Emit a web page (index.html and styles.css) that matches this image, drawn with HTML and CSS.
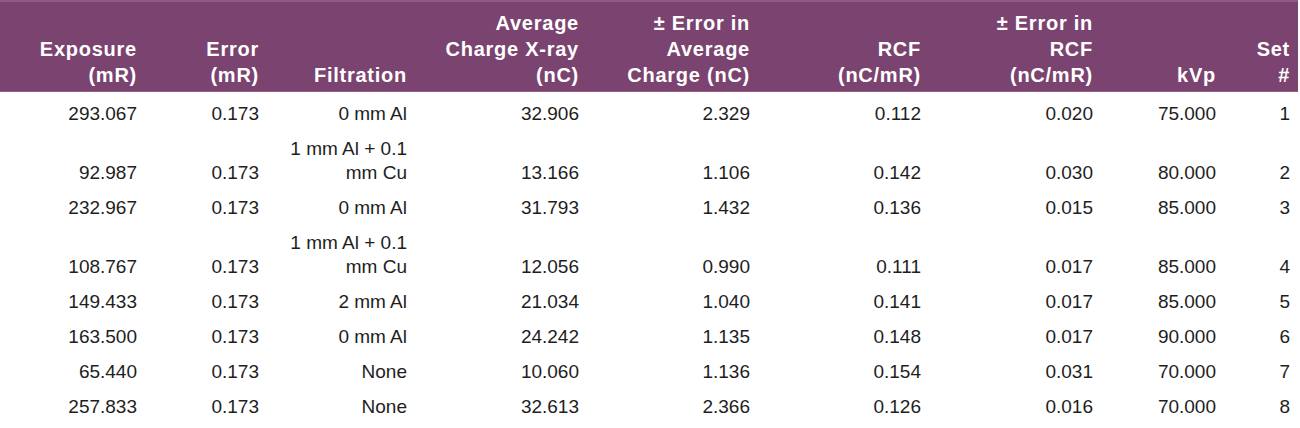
FILE: index.html
```html
<!DOCTYPE html>
<html>
<head>
<meta charset="utf-8">
<link rel="stylesheet" href="styles.css">
</head>
<body>
<table class="data">
  <colgroup>
    <col class="c1"><col class="c2"><col class="c3"><col class="c4"><col class="c5"><col class="c6"><col class="c7"><col class="c8"><col class="c9">
  </colgroup>
  <thead>
    <tr>
      <th>Exposure<br>(mR)</th>
      <th>Error<br>(mR)</th>
      <th>Filtration</th>
      <th>Average<br>Charge X-ray<br>(nC)</th>
      <th>± Error in<br>Average<br>Charge (nC)</th>
      <th>RCF<br>(nC/mR)</th>
      <th>± Error in<br>RCF<br>(nC/mR)</th>
      <th>kVp</th>
      <th>Set<br>#</th>
    </tr>
  </thead>
  <tbody>
    <tr><td>293.067</td><td>0.173</td><td>0 mm Al</td><td>32.906</td><td>2.329</td><td>0.112</td><td>0.020</td><td>75.000</td><td>1</td></tr>
    <tr><td>92.987</td><td>0.173</td><td>1 mm Al + 0.1<br>mm Cu</td><td>13.166</td><td>1.106</td><td>0.142</td><td>0.030</td><td>80.000</td><td>2</td></tr>
    <tr><td>232.967</td><td>0.173</td><td>0 mm Al</td><td>31.793</td><td>1.432</td><td>0.136</td><td>0.015</td><td>85.000</td><td>3</td></tr>
    <tr><td>108.767</td><td>0.173</td><td>1 mm Al + 0.1<br>mm Cu</td><td>12.056</td><td>0.990</td><td>0.111</td><td>0.017</td><td>85.000</td><td>4</td></tr>
    <tr><td>149.433</td><td>0.173</td><td>2 mm Al</td><td>21.034</td><td>1.040</td><td>0.141</td><td>0.017</td><td>85.000</td><td>5</td></tr>
    <tr><td>163.500</td><td>0.173</td><td>0 mm Al</td><td>24.242</td><td>1.135</td><td>0.148</td><td>0.017</td><td>90.000</td><td>6</td></tr>
    <tr><td>65.440</td><td>0.173</td><td>None</td><td>10.060</td><td>1.136</td><td>0.154</td><td>0.031</td><td>70.000</td><td>7</td></tr>
    <tr><td>257.833</td><td>0.173</td><td>None</td><td>32.613</td><td>2.366</td><td>0.126</td><td>0.016</td><td>70.000</td><td>8</td></tr>
  </tbody>
</table>
</body>
</html>
```
FILE: styles.css
```css
html, body {
  margin: 0;
  padding: 0;
  background: #ffffff;
}

.data {
  border-collapse: collapse;
  table-layout: fixed;
  width: 1298px;
  font-family: "Liberation Sans", Arial, Helvetica, sans-serif;
  color: #1e1e1e;
}

.c1 { width: 145px; }
.c2 { width: 122px; }
.c3 { width: 148px; }
.c4 { width: 172px; }
.c5 { width: 171px; }
.c6 { width: 171px; }
.c7 { width: 172px; }
.c8 { width: 123px; }
.c9 { width: 74px; }

.data thead tr {
  background: #7b436f;
  border-top: 2px solid #8e5a83;
  border-bottom: 1px solid #935f88;
}

.data th {
  color: #ffffff;
  font-weight: bold;
  font-size: 20px;
  line-height: 26px;
  letter-spacing: 0.75px;
  text-align: right;
  vertical-align: bottom;
  padding: 8px 8px 3px 0;
  white-space: nowrap;
}

.data td {
  font-size: 19px;
  line-height: 24px;
  text-align: right;
  vertical-align: bottom;
  padding: 6px 8px 5px 0;
  white-space: nowrap;
}

.data tbody tr:first-child td {
  padding-top: 10px;
}
```
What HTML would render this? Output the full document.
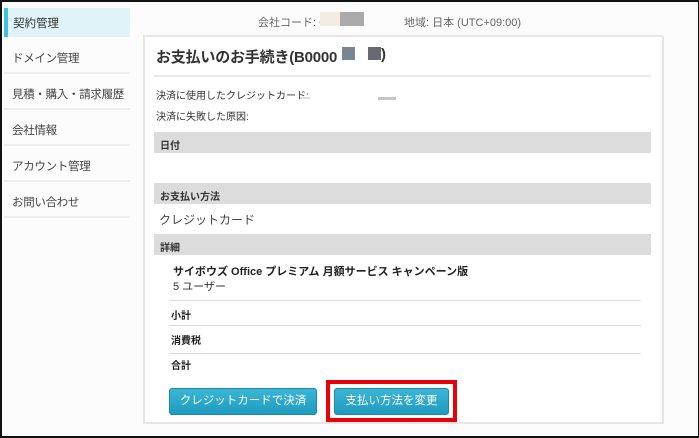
#####
WHAT IS BEING ASKED
Above are records to transcribe exactly; leave their pictures out.

TASK RESPONSE
Emit a web page (index.html and styles.css) that matches this image, drawn with HTML and CSS.
FILE: index.html
```html
<!DOCTYPE html>
<html>
<head>
<meta charset="utf-8">
<link rel="stylesheet" href="styles.css">
</head>
<body>
<table class="data">
  <colgroup>
    <col class="c1"><col class="c2"><col class="c3"><col class="c4"><col class="c5"><col class="c6"><col class="c7"><col class="c8"><col class="c9">
  </colgroup>
  <thead>
    <tr>
      <th>Exposure<br>(mR)</th>
      <th>Error<br>(mR)</th>
      <th>Filtration</th>
      <th>Average<br>Charge X-ray<br>(nC)</th>
      <th>± Error in<br>Average<br>Charge (nC)</th>
      <th>RCF<br>(nC/mR)</th>
      <th>± Error in<br>RCF<br>(nC/mR)</th>
      <th>kVp</th>
      <th>Set<br>#</th>
    </tr>
  </thead>
  <tbody>
    <tr><td>293.067</td><td>0.173</td><td>0 mm Al</td><td>32.906</td><td>2.329</td><td>0.112</td><td>0.020</td><td>75.000</td><td>1</td></tr>
    <tr><td>92.987</td><td>0.173</td><td>1 mm Al + 0.1<br>mm Cu</td><td>13.166</td><td>1.106</td><td>0.142</td><td>0.030</td><td>80.000</td><td>2</td></tr>
    <tr><td>232.967</td><td>0.173</td><td>0 mm Al</td><td>31.793</td><td>1.432</td><td>0.136</td><td>0.015</td><td>85.000</td><td>3</td></tr>
    <tr><td>108.767</td><td>0.173</td><td>1 mm Al + 0.1<br>mm Cu</td><td>12.056</td><td>0.990</td><td>0.111</td><td>0.017</td><td>85.000</td><td>4</td></tr>
    <tr><td>149.433</td><td>0.173</td><td>2 mm Al</td><td>21.034</td><td>1.040</td><td>0.141</td><td>0.017</td><td>85.000</td><td>5</td></tr>
    <tr><td>163.500</td><td>0.173</td><td>0 mm Al</td><td>24.242</td><td>1.135</td><td>0.148</td><td>0.017</td><td>90.000</td><td>6</td></tr>
    <tr><td>65.440</td><td>0.173</td><td>None</td><td>10.060</td><td>1.136</td><td>0.154</td><td>0.031</td><td>70.000</td><td>7</td></tr>
    <tr><td>257.833</td><td>0.173</td><td>None</td><td>32.613</td><td>2.366</td><td>0.126</td><td>0.016</td><td>70.000</td><td>8</td></tr>
  </tbody>
</table>
</body>
</html>
```
FILE: styles.css
```css
html, body {
  margin: 0;
  padding: 0;
  background: #ffffff;
}

.data {
  border-collapse: collapse;
  table-layout: fixed;
  width: 1298px;
  font-family: "Liberation Sans", Arial, Helvetica, sans-serif;
  color: #1e1e1e;
}

.c1 { width: 145px; }
.c2 { width: 122px; }
.c3 { width: 148px; }
.c4 { width: 172px; }
.c5 { width: 171px; }
.c6 { width: 171px; }
.c7 { width: 172px; }
.c8 { width: 123px; }
.c9 { width: 74px; }

.data thead tr {
  background: #7b436f;
  border-top: 2px solid #8e5a83;
  border-bottom: 1px solid #935f88;
}

.data th {
  color: #ffffff;
  font-weight: bold;
  font-size: 20px;
  line-height: 26px;
  letter-spacing: 0.75px;
  text-align: right;
  vertical-align: bottom;
  padding: 8px 8px 3px 0;
  white-space: nowrap;
}

.data td {
  font-size: 19px;
  line-height: 24px;
  text-align: right;
  vertical-align: bottom;
  padding: 6px 8px 5px 0;
  white-space: nowrap;
}

.data tbody tr:first-child td {
  padding-top: 10px;
}
```
What HTML would render this? Output the full document.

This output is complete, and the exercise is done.